Sponsored by Farella Braun + Martell LLP, Environmental Law Institute, and Stanford Alumni/Stanford Professionals in Energy
Our expert panel discussed the risks and benefits of expanding a regional power market for the Western United States. Would such a regional power market reduce costs, allow better integration of renewables, and more efficient use of transmission, or could it lead to loss of state control by California and other states, including control of renewable energy goals and increased use of coal?
- Governance: Who should oversee operation of the market, as the Western states look to integrate their grids more closely together? How do we create a new regional institutional framework?

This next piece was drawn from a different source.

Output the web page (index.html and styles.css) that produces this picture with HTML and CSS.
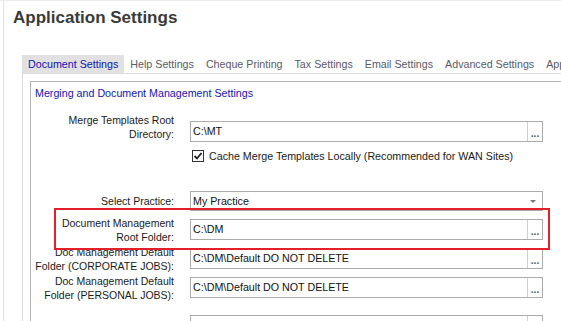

- Resource planning: What happens when we combine markets between states like California and Oregon that have ambitious renewable goals and the coal-rich interior Mountain states? Will individual states still have autonomy to maintain different policies, if their resources are in a market together where they compete on price?
- Transmission: Who will bear the cost of the new infrastructure that will be needed to access remote renewables from the resource-rich interior, such as Montana and New Mexico wind?
- Costs and Benefits: Would a unified grid provide access to lower cost energy and reduce the need for reserves?
Matt LeCar, Principal, Pacific Gas & Electric Company (Moderator)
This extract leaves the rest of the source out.